As many people have noted, a different system could delegate the enforcement to parents. Instead of forcing a web site (or an OS!) to collect identifying information and certify the age, we could demand that a web site would send a header stating the legal age boundary. The user's device then would be demanded to honor it, depending on device's settings. Parental controls should work, and parental controls are already there on most devices. Open-source software would have no trouble implementing parental controls, because they leave the responsibility and the choice with the user. No identity info would leak to third parties.

In a more elaborate case, a state identity provider (something that provides birth certificates, passports, etc) would provide an OAuth-like flow that would certify the age of a bearer of a short-lived token to a site which generated the token, without giving any details. This gives the parties more assurance, and gives the state a bit more visibility, but still mostly preserves the user's privacy.

I don't think that these simple ideas never came to the lawmakers' minds, or to their tech experts' minds. But it's less appealing to them, because it results in less control. Why not push for more disclosure when a chance presents itself?

if you agree that online safety problem exists then suggest better solution. you do it now of course but not in your original comment.

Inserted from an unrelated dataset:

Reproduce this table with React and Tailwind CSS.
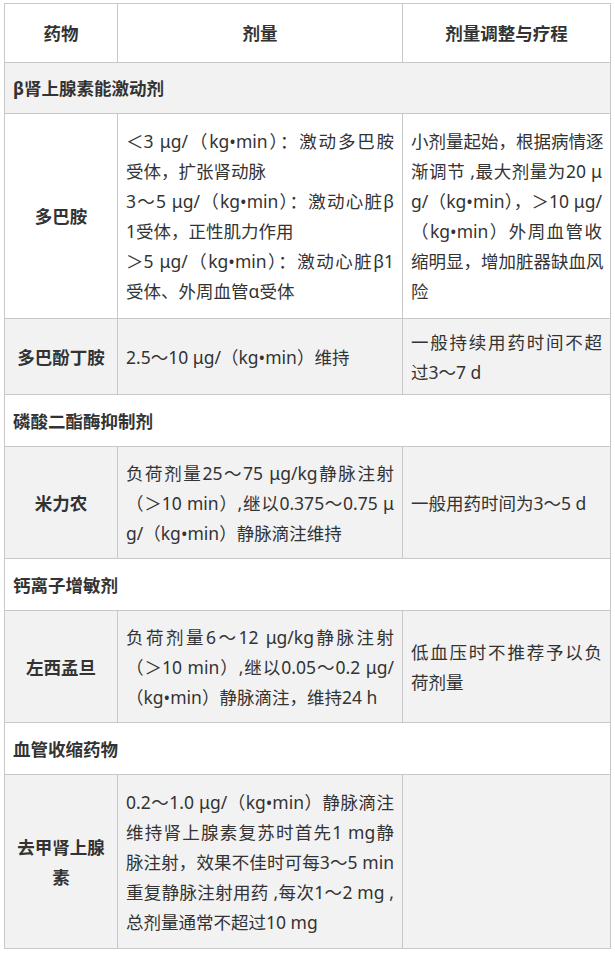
import React from "react";

const FONT = { fontFamily: '"Noto Sans", "Noto Sans CJK SC", sans-serif' };

function Lines({ lines }) {
  return (
    <div>
      {lines.map((l, i) => (
        <div
          key={i}
          className={
            l.j
              ? "whitespace-nowrap text-justify [text-align-last:justify]"
              : "whitespace-nowrap text-left"
          }
        >
          {l.t}
        </div>
      ))}
    </div>
  );
}

const j = (t) => ({ t, j: true });
const n = (t) => ({ t, j: false });

const rows = [
  { type: "section", title: "β肾上腺素能激动剂", h: "h-[51px]", bg: "bg-[#f2f2f2]" },
  {
    type: "drug",
    name: "多巴胺",
    h: "h-[205px]",
    bg: "bg-white",
    dose: [
      j("＜3 μg/（kg•min）：激动多巴胺"),
      n("受体，扩张肾动脉"),
      j("3～5 μg/（kg•min）：激动心脏β"),
      n("1受体，正性肌力作用"),
      j("＞5 μg/（kg•min）：激动心脏β1"),
      n("受体、外周血管α受体"),
    ],
    adj: [
      j("小剂量起始，根据病情逐"),
      j("渐调节 ,最大剂量为20 μ"),
      j("g/（kg•min），＞10 μg/"),
      j("（kg•min）外周血管收"),
      j("缩明显，增加脏器缺血风"),
      n("险"),
    ],
  },
  {
    type: "drug",
    name: "多巴酚丁胺",
    h: "h-[76px]",
    bg: "bg-[#f2f2f2]",
    dose: [n("2.5～10 μg/（kg•min）维持")],
    adj: [j("一般持续用药时间不超"), n("过3～7 d")],
  },
  { type: "section", title: "磷酸二酯酶抑制剂", h: "h-[52px]", bg: "bg-white" },
  {
    type: "drug",
    name: "米力农",
    h: "h-[112px]",
    bg: "bg-[#f2f2f2]",
    dose: [
      j("负荷剂量25～75 μg/kg静脉注射"),
      j("（＞10 min）,继以0.375～0.75 μ"),
      n("g/（kg•min）静脉滴注维持"),
    ],
    adj: [n("一般用药时间为3～5 d")],
  },
  { type: "section", title: "钙离子增敏剂", h: "h-[52px]", bg: "bg-white" },
  {
    type: "drug",
    name: "左西孟旦",
    h: "h-[112px]",
    bg: "bg-[#f2f2f2]",
    dose: [
      j("负荷剂量6～12 μg/kg静脉注射"),
      j("（＞10 min）,继以0.05～0.2 μg/"),
      n("（kg•min）静脉滴注，维持24 h"),
    ],
    adj: [j("低血压时不推荐予以负"), n("荷剂量")],
  },
  { type: "section", title: "血管收缩药物", h: "h-[52px]", bg: "bg-white" },
  {
    type: "drug",
    name: "去甲肾上腺素",
    h: "h-[174px]",
    bg: "bg-[#f2f2f2]",
    dose: [
      j("0.2～1.0 μg/（kg•min）静脉滴注"),
      j("维持肾上腺素复苏时首先1 mg静"),
      j("脉注射，效果不佳时可每3～5 min"),
      j("重复静脉注射用药 ,每次1～2 mg ,"),
      n("总剂量通常不超过10 mg"),
    ],
    adj: [],
  },
];

export default function App() {
  return (
    <div className="min-h-[955px] w-[615px] bg-white pl-[4px] pt-[3px]" style={FONT}>
      <table className="w-[606px] table-fixed border-collapse text-[17.5px] leading-[30px] text-[#333]">
        <colgroup>
          <col className="w-[113px]" />
          <col className="w-[285px]" />
          <col className="w-[208px]" />
        </colgroup>
        <tbody>
          <tr className="h-[59px] bg-white">
            <th className="border border-[#c8c8c8] px-2 text-center align-middle font-bold">药物</th>
            <th className="border border-[#c8c8c8] px-2 text-center align-middle font-bold">剂量</th>
            <th className="border border-[#c8c8c8] px-2 text-center align-middle font-bold">剂量调整与疗程</th>
          </tr>
          {rows.map((r, i) =>
            r.type === "section" ? (
              <tr key={i} className={`${r.h} ${r.bg}`}>
                <td colSpan={3} className="border border-[#c8c8c8] px-2 align-middle font-bold">
                  {r.title}
                </td>
              </tr>
            ) : (
              <tr key={i} className={`${r.h} ${r.bg}`}>
                <td className="border border-[#c8c8c8] px-2 text-center align-middle font-bold">
                  {r.name}
                </td>
                <td className="border border-[#c8c8c8] px-2 align-middle">
                  <Lines lines={r.dose} />
                </td>
                <td className="border border-[#c8c8c8] px-2 align-middle">
                  <Lines lines={r.adj} />
                </td>
              </tr>
            )
          )}
        </tbody>
      </table>
    </div>
  );
}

the parents thing doesn't work. it's one thing if parents don't give a shit if their child sees absolutely horrible stuff (in US those parents probably lose custody these days). it's another thing if parents aren't even aware that their child watches it while quiet in the bedroom. which is the problem here.

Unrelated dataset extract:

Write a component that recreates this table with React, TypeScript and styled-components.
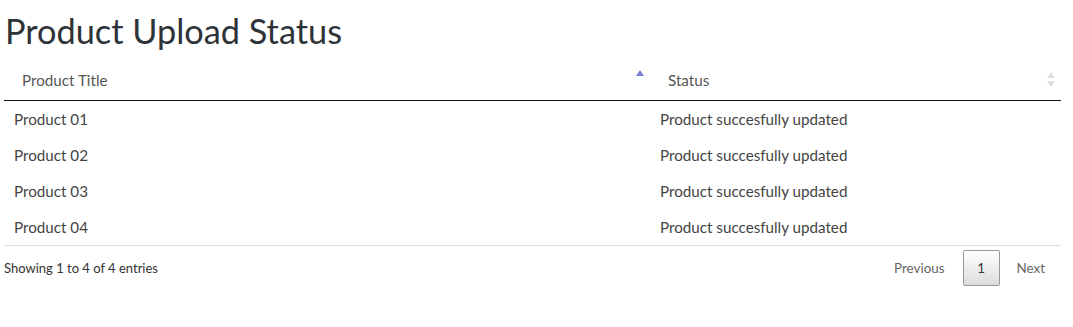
import React from "react";
import styled, { createGlobalStyle } from "styled-components";

const Global = createGlobalStyle`
  html, body { margin: 0; padding: 0; background: #fff; }
  body { font-family: Lato, "Open Sans", "Liberation Sans", sans-serif; color: #333; }
`;

const Page = styled.div`
  padding: 0 12px 0 4px;
`;

const Title = styled.h1`
  margin: 0;
  padding: 9px 0 0 1px;
  height: 61px;
  box-sizing: border-box;
  font-size: 34.3px;
  line-height: 44px;
  font-weight: 400;
  color: #2e3338;
`;

const Table = styled.table`
  width: 100%;
  border-collapse: collapse;
  table-layout: fixed;
  font-size: 15.2px;
`;

const HeadCell = styled.th<{ $w?: number }>`
  width: ${(p) => (p.$w ? `${p.$w}px` : "auto")};
  padding: 0 6px 0 18px;
  height: 39px;
  text-align: left;
  font-weight: 400;
  color: #555;
  border-bottom: 1px solid #111;
`;

const HeadInner = styled.div`
  display: flex;
  align-items: center;
  justify-content: space-between;
  margin-top: -1px;
`;

const Cell = styled.td`
  padding: 0 10px;
  height: 36px;
  color: #444;
`;

const Row = styled.tr<{ $last?: boolean }>`
  border-bottom: ${(p) => (p.$last ? "1px solid #ddd" : "none")};
`;

const Footer = styled.div`
  display: flex;
  align-items: center;
  justify-content: space-between;
  padding-top: 4px;
  height: 36px;
  font-size: 13px;
  color: #333;
`;

const Pager = styled.div`
  display: flex;
  align-items: center;
  gap: 2px;
  font-size: 13.4px;
`;

const PageButton = styled.span<{ $current?: boolean; $pad?: string }>`
  display: inline-flex;
  align-items: center;
  justify-content: center;
  box-sizing: border-box;
  height: 36px;
  min-width: ${(p) => (p.$current ? "37px" : "0")};
  padding: ${(p) => p.$pad ?? "0"};
  border: 1px solid ${(p) => (p.$current ? "#979797" : "transparent")};
  border-radius: 2px;
  background: ${(p) => (p.$current ? "linear-gradient(to bottom, #fff 0%, #dcdcdc 100%)" : "transparent")};
  color: ${(p) => (p.$current ? "#333" : "#666")};
`;

const AscIcon = () => (
  <svg width="8" height="14" viewBox="0 0 8 14" style={{ marginTop: -6 }}>
    <path d="M4 0 L8 6 L0 6 Z" fill="#7b7bd8" />
  </svg>
);

const BothIcon = () => (
  <svg width="8" height="16" viewBox="0 0 8 16">
    <path d="M4 0 L8 6 L0 6 Z" fill="#dedede" />
    <path d="M0 9 L8 9 L4 15 Z" fill="#dedede" />
  </svg>
);

const rows = ["Product 01", "Product 02", "Product 03", "Product 04"];

export default function App() {
  return (
    <Page>
      <Global />
      <Title>Product Upload Status</Title>
      <Table>
        <thead>
          <tr>
            <HeadCell $w={622}>
              <HeadInner>
                <span>Product Title</span>
                <AscIcon />
              </HeadInner>
            </HeadCell>
            <HeadCell>
              <HeadInner>
                <span>Status</span>
                <BothIcon />
              </HeadInner>
            </HeadCell>
          </tr>
        </thead>
        <tbody>
          {rows.map((r, i) => (
            <Row key={r} $last={i === rows.length - 1}>
              <Cell>{r}</Cell>
              <Cell>Product succesfully updated</Cell>
            </Row>
          ))}
        </tbody>
      </Table>
      <Footer>
        <span>Showing 1 to 4 of 4 entries</span>
        <Pager>
          <PageButton $pad="0 15px 0 15px">Previous</PageButton>
          <PageButton $current>1</PageButton>
          <PageButton $pad="0 15px 0 14px">Next</PageButton>
        </Pager>
      </Footer>
    </Page>
  );
}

"we could demand that a web site would send a header stating the legal age boundary" can be interesting. start a petition go talk to your representstive.

> where in "real world" can preteen kids go and see not just porn but people limbs removed and other stuff?

For thirty years now, preteens, whether alone or huddled with peers, have peered at computer screens and sought these things on the World Wide Web. In the 1990s, it was porno tapes the cool kid sneaked from her parents' closet and brought to the slumber party. In the 1980s, it was sticky magazines stolen from the newsstand or an older brother's closet. The technologies that made these things possible is part of the real world.

I can't even buy a sandwich in the "real world" without a computer's involvement in the transaction.

> For thirty years now, preteens, whether alone or huddled with peers

This is so wrong I can't even. I recommend you to look some simple things like percentage of preeten internet users in 1996. For rare ones who had it at home think about how they used it. Even in US which was the first it was probably around 2 hours, not per day PER WEEK. Let alone the rest of the world. and on a bulky machine where it's way easier for parents to know when you are doing it.

and this material was very rare. with less people on internet and without total encryption (that was way pre https/tor/vpn) if a psycho criminal posts a video of doing something terrible he can be traced

> In the 1980s, it was sticky magazines stolen from the newsstand or an older brother's closet

The stuff we're talking about is not the stuff of erotic magazines.